At the end of Waldecker Straße, at an altitude of about 189 m, the Jungfernbach first crosses under the Eisenbahnweg road running in front of it and then – near the Jungfernkopf RegioTram stop, which opened in 2008 – at kilometre 1.6 of the stream an embankment of the Kassel–Warburg railway. A few metres southwest of the stream passage there, Waldecker Straße leads through a railway embankment bridge opened in 2012 to meet the Schenkebier Stanne street directly afterwards.

Then the Jungfernbach runs southeast of the Jungfernkopf and north to northeast of the Rothenberg (207.3 m) a few metres north along the Schenkebier Stanne road through the floodplain of the Jungfernwiese, lined with forest, built-up area and allotments, where at an altitude of about 184 m an unnamed trickle flows in from the northwest and forms a pond in the estuary.

Subsequently, the Jungfernbach – again disappearing into the sewer system – crosses under numerous railway bridges between stream kilometres 1.1 and 0.9 in the sewer system of the Schenkebier Stanne at an altitude of about 175 m, over which, among other things, the Hanover–Kassel–Würzburg high-speed line runs. Between the bridges, the flowing water passes the Wau-Mau-Insel animal shelter directly north of this road, which worked closely with the animal program Herrchen gesucht, which was broadcast by hr television from 1975 to 2008.

Immediately after these bridges, the Jungfernbach leaves the area of the Kassel district of Jungfernkopf and continues to flow into the northern part of the Rothenditmold district in the sewer system of the Schenkebier Stanne, passing the Mittelfeld plant of the Henschel-Werke to the north; directly southwest of it is the Mercedes-Benz plant in Kassel.

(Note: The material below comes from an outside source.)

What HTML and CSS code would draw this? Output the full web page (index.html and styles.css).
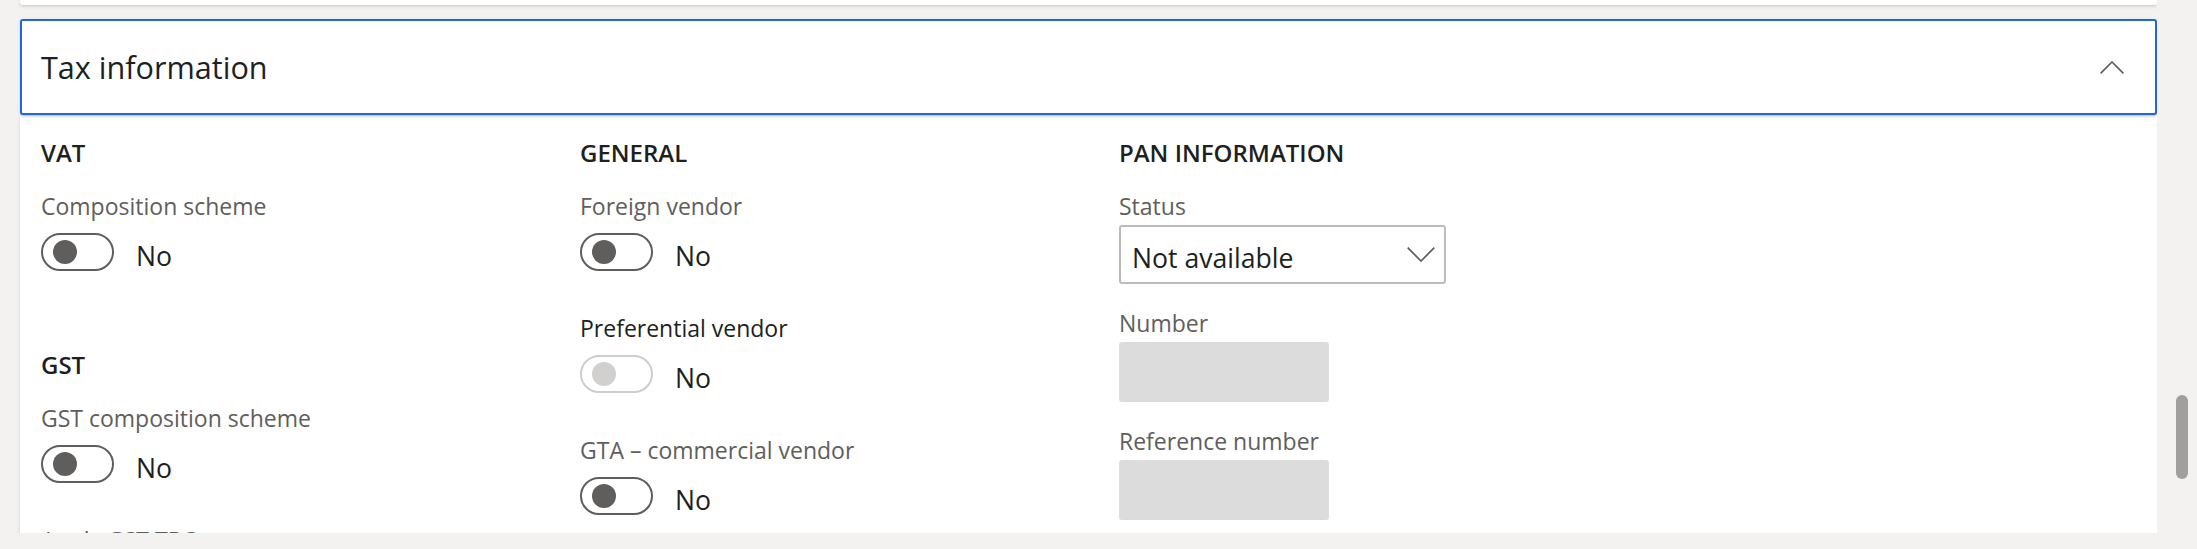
FILE: index.html
```html
<!DOCTYPE html>
<html lang="en">
<head>
<meta charset="utf-8">
<title>Tax information</title>
<link rel="stylesheet" href="styles.css">
</head>
<body>
<div class="app">
  <main class="viewport">
    <div class="prev-card"></div>
    <section class="fasttab">
      <header class="fasttab-header">
        <h2 class="fasttab-title">Tax information</h2>
        <span class="collapse-btn" role="button" aria-label="Collapse">
          <svg width="24" height="13" viewBox="0 0 24 13"><polyline points="0.6,12.4 12,1 23.4,12.4" fill="none" stroke="#605e5c" stroke-width="1.6"/></svg>
        </span>
      </header>
      <div class="fasttab-body">
        <div class="column">
          <div class="group">
            <h3 class="group-title">VAT</h3>
            <div class="field field-toggle">
              <span class="field-label">Composition scheme</span>
              <div class="toggle-row"><span class="toggle" role="switch" aria-checked="false"><span class="knob"></span></span><span class="toggle-text">No</span></div>
            </div>
          </div>
          <div class="group">
            <h3 class="group-title">GST</h3>
            <div class="field field-toggle">
              <span class="field-label">GST composition scheme</span>
              <div class="toggle-row"><span class="toggle" role="switch" aria-checked="false"><span class="knob"></span></span><span class="toggle-text">No</span></div>
            </div>
            <div class="field field-toggle">
              <span class="field-label">Apply GST TDS</span>
              <div class="toggle-row"><span class="toggle" role="switch" aria-checked="false"><span class="knob"></span></span><span class="toggle-text">No</span></div>
            </div>
          </div>
        </div>
        <div class="column">
          <div class="group">
            <h3 class="group-title">GENERAL</h3>
            <div class="field field-toggle">
              <span class="field-label">Foreign vendor</span>
              <div class="toggle-row"><span class="toggle" role="switch" aria-checked="false"><span class="knob"></span></span><span class="toggle-text">No</span></div>
            </div>
            <div class="field field-toggle">
              <span class="field-label field-label-strong">Preferential vendor</span>
              <div class="toggle-row"><span class="toggle toggle-disabled" role="switch" aria-checked="false" aria-disabled="true"><span class="knob"></span></span><span class="toggle-text">No</span></div>
            </div>
            <div class="field field-toggle">
              <span class="field-label">GTA – commercial vendor</span>
              <div class="toggle-row"><span class="toggle" role="switch" aria-checked="false"><span class="knob"></span></span><span class="toggle-text">No</span></div>
            </div>
          </div>
        </div>
        <div class="column">
          <div class="group">
            <h3 class="group-title">PAN INFORMATION</h3>
            <div class="field field-input">
              <span class="field-label">Status</span>
              <div class="select" role="combobox" aria-expanded="false">
                <span class="select-value">Not available</span>
                <svg width="28" height="15" viewBox="0 0 28 15"><polyline points="0.7,0.7 14,14 27.3,0.7" fill="none" stroke="#605e5c" stroke-width="1.7"/></svg>
              </div>
            </div>
            <div class="field field-input">
              <span class="field-label">Number</span>
              <input class="textbox" type="text" disabled>
            </div>
            <div class="field field-input">
              <span class="field-label">Reference number</span>
              <input class="textbox" type="text" disabled>
            </div>
          </div>
        </div>
      </div>
    </section>
  </main>
  <aside class="vscroll"><div class="vscroll-thumb"></div></aside>
</div>
</body>
</html>
```
FILE: styles.css
```css
* { box-sizing: border-box; }

html, body {
  margin: 0;
  height: 100%;
}

body {
  background: #f3f2f1;
  font-family: "Open Sans", "Noto Sans", sans-serif;
  color: #201f1e;
  overflow: hidden;
}

.app {
  display: flex;
  width: 2197px;
  height: 549px;
}

.viewport {
  flex: 1;
  height: 533px;
  overflow: hidden;
  padding-left: 20px;
  display: flex;
  flex-direction: column;
}

.prev-card {
  flex: none;
  height: 5px;
  margin-bottom: 14px;
  background: #fff;
  border-radius: 0 0 2px 2px;
  box-shadow: 0 1.6px 3.6px rgba(0,0,0,0.13), 0 0.3px 0.9px rgba(0,0,0,0.11);
}

.fasttab {
  flex: none;
  display: flex;
  flex-direction: column;
}

.fasttab-header {
  position: relative;
  z-index: 1;
  height: 96px;
  border: 2px solid #2266e3;
  border-radius: 3px;
  background: #fff;
  display: flex;
  align-items: center;
  justify-content: space-between;
  padding: 0 31px 1px 19px;
  box-shadow: 0 1.6px 3.6px rgba(0,0,0,0.13), 0 0.3px 0.9px rgba(0,0,0,0.11);
}

.fasttab-title {
  margin: 0;
  font-size: 30.6px;
  line-height: 40px;
  font-weight: 400;
  color: #201f1e;
}

.collapse-btn {
  display: flex;
  padding-top: 1px;
}

.collapse-btn svg { display: block; }

.fasttab-body {
  background: #fff;
  display: grid;
  grid-template-columns: repeat(3, 539px);
  padding: 22px 0 40px 21px;
  box-shadow: 0 1.6px 3.6px rgba(0,0,0,0.13), 0 0.3px 0.9px rgba(0,0,0,0.11);
}

.column,
.group,
.field {
  display: flex;
  flex-direction: column;
}

.group + .group { margin-top: 37px; }

.group-title {
  margin: 0 0 21px;
  font-size: 24px;
  line-height: 32px;
  font-weight: 600;
  color: #201f1e;
}

.field-label {
  display: block;
  font-size: 23px;
  line-height: 32px;
  color: #605e5c;
  white-space: nowrap;
}

.field-label-strong { color: #201f1e; }

.field-toggle { margin-bottom: 41px; }

.toggle-row {
  margin-top: 11px;
  height: 38px;
  display: flex;
  align-items: center;
  gap: 22px;
}

.toggle {
  flex: none;
  width: 73px;
  height: 38px;
  border: 2px solid #605e5c;
  border-radius: 19px;
  display: flex;
  align-items: center;
  padding-left: 10px;
}

.knob {
  width: 24px;
  height: 24px;
  border-radius: 50%;
  background: #605e5c;
}

.toggle-disabled { border-color: #cfcdcb; }
.toggle-disabled .knob { background: #d2d0ce; }

.toggle-text {
  font-size: 26.6px;
  line-height: 38px;
  padding-top: 7px;
  color: #201f1e;
}

.field-input { margin-bottom: 23px; }

.select {
  margin-top: 3px;
  width: 327px;
  height: 59px;
  border: 2px solid #bebcba;
  border-radius: 3px;
  background: #fff;
  display: flex;
  align-items: center;
  justify-content: space-between;
  padding: 0 9px 0 11px;
}

.select svg { display: block; flex: none; }

.select-value {
  font-size: 26.6px;
  line-height: 38px;
  padding-top: 7px;
  color: #201f1e;
}

.textbox {
  display: block;
  margin: 3px 0 0;
  width: 210px;
  height: 60px;
  border: 0;
  border-radius: 3px;
  background: #dcdcdc;
  padding: 0;
  font: inherit;
}

.vscroll {
  flex: none;
  width: 40px;
  padding: 395px 0 0 19px;
}

.vscroll-thumb {
  width: 12px;
  height: 84px;
  border-radius: 6px;
  background: #a19f9d;
}
```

A few metres northeast of the Mittelfeld plant, the Jungfernbach crosses at stream kilometre 0.4 under the intersection (166.8 m) of the Schenkebier Stanne-Bunsenstraße and Holländische Straße on the border of the districts of Rothenditmold and North Holland, which in this section forms a common section of the B 7 and B 83 and connects Kassel and Vellmar; at the intersection is the public transport stop Holländische Straße. From then on, the stream runs in the North Holland district in the sewer system of Bunsenstraße. It then crosses under the latter road near the intersection (160.5 m height) of this road with Niedervellmarer Straße.

A few metres below it, after leaving the municipal sewer system, the Jungfernbach flows at an altitude of about 156m into the Fulda tributary Ahne, which flows in from the north-northwest and runs along the border of the Kassel districts of North Holland and Philippinenhof-Warteberg, which shortly afterwards crosses under Gahrenbergstraße.

Natural spatial assignment
The Jungfernbach flows entirely in the main natural unit group West Hessian Uplands (West Hessian Uplands and Depressions; No. 34) and in the main unit West Hessian Depression (343) through the Kassel Basin subunit (343.3).

== Protected landscape area ==
Between the Kassel–Warburg railway and the railway bridges, over which the Hanover–Kassel–Würzburg high-speed line runs, the Jungfernbach flows in the floodplain of the Jungfernwiese through parts of the landscape conservation area (LSG) Stadt Kassel (CDDA no. 378517; designated in 1995; 19.8386 km² in size), in which its mouth also lies.